In Ned Vizzini’s quirky 2005 young-adult novel, a misfit adolescent attempts to circumvent high school’s merciless clique culture by swallowing a computer chip–imbedded pill that lodges in his brain and instructs him on how to be cool and get laid. The 27-year-old New Yorker’s teen-angst morality tale is already being retooled for Hollywood by High Fidelity screenwriter Steve Pink.
Which helps explain why Griffin’s stage adaptation—while nimbly directed by Berry, who keeps his youthful cast emotionally invested and firing on all cylinders—feels like a patented John Hughes formula tricked out with hip-hop slang and a digital-age Faustian alter-ego plot twist. Massolia’s main contribution is to personify the AI chip (a Matrix-pirated device that speaks to protagonist Jeremy in the clipped voice of Keanu Reeves) as a black-trench-coated Cyrano de Bergerac for whom women are merely “targets.” And Edward Paul, as the so-called Squip, pulls off that tall order, striking Neo poses and talking Jeremy (an amiably awkward Jake Cohen) through such amusing contemporary rites of passage as groping a pierced nipple.

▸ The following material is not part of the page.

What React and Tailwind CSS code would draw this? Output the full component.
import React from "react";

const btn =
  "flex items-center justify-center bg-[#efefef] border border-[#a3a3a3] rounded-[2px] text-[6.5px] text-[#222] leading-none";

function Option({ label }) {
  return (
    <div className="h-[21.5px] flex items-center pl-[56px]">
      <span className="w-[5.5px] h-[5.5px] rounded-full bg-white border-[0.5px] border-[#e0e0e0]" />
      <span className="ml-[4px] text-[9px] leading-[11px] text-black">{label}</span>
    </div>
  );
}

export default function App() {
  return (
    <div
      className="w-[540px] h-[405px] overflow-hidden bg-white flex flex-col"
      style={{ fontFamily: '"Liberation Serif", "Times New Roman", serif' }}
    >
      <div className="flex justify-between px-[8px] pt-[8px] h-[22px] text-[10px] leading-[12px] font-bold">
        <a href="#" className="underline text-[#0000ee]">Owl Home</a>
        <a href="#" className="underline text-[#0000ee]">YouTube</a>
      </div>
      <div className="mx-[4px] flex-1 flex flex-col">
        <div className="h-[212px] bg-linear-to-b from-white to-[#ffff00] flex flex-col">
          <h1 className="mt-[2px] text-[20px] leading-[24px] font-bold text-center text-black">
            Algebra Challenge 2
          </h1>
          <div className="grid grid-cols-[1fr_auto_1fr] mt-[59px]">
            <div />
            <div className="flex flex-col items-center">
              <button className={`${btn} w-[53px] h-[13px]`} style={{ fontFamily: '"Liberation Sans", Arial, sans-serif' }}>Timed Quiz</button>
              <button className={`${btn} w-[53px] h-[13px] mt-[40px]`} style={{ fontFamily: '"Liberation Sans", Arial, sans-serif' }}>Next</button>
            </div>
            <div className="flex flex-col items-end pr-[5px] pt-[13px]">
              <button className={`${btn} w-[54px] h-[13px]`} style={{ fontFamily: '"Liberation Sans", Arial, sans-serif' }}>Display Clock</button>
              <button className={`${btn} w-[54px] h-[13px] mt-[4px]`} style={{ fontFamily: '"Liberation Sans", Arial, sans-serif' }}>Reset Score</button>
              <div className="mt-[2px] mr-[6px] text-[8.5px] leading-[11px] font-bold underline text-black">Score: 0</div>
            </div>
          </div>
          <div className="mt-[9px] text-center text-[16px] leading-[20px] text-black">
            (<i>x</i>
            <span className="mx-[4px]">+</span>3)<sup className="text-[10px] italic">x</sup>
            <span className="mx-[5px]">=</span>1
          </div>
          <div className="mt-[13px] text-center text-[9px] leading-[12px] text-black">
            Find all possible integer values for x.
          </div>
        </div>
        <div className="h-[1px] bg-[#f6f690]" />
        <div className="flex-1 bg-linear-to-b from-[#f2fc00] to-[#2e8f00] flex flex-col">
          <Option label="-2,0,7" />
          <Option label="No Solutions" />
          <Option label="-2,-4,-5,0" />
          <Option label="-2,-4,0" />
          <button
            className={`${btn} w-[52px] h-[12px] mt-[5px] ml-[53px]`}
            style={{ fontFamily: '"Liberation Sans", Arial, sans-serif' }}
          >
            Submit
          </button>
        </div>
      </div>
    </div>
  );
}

Despite its turgid second act and a story line telegraphed from start to finish (nutshell: Jeremy learns it’s better to be yourself than act like a dick to win the girl), Chill comes off as above-average fare for urban teen audiences. Though some parents might blanch at the sporadic sex, drugs and profanity, those elements are pretty PG and certainly nothing that Sebastian—the teen I brought to the show, who thoroughly dug it and felt it accurately depicted his world—hadn’t seen before.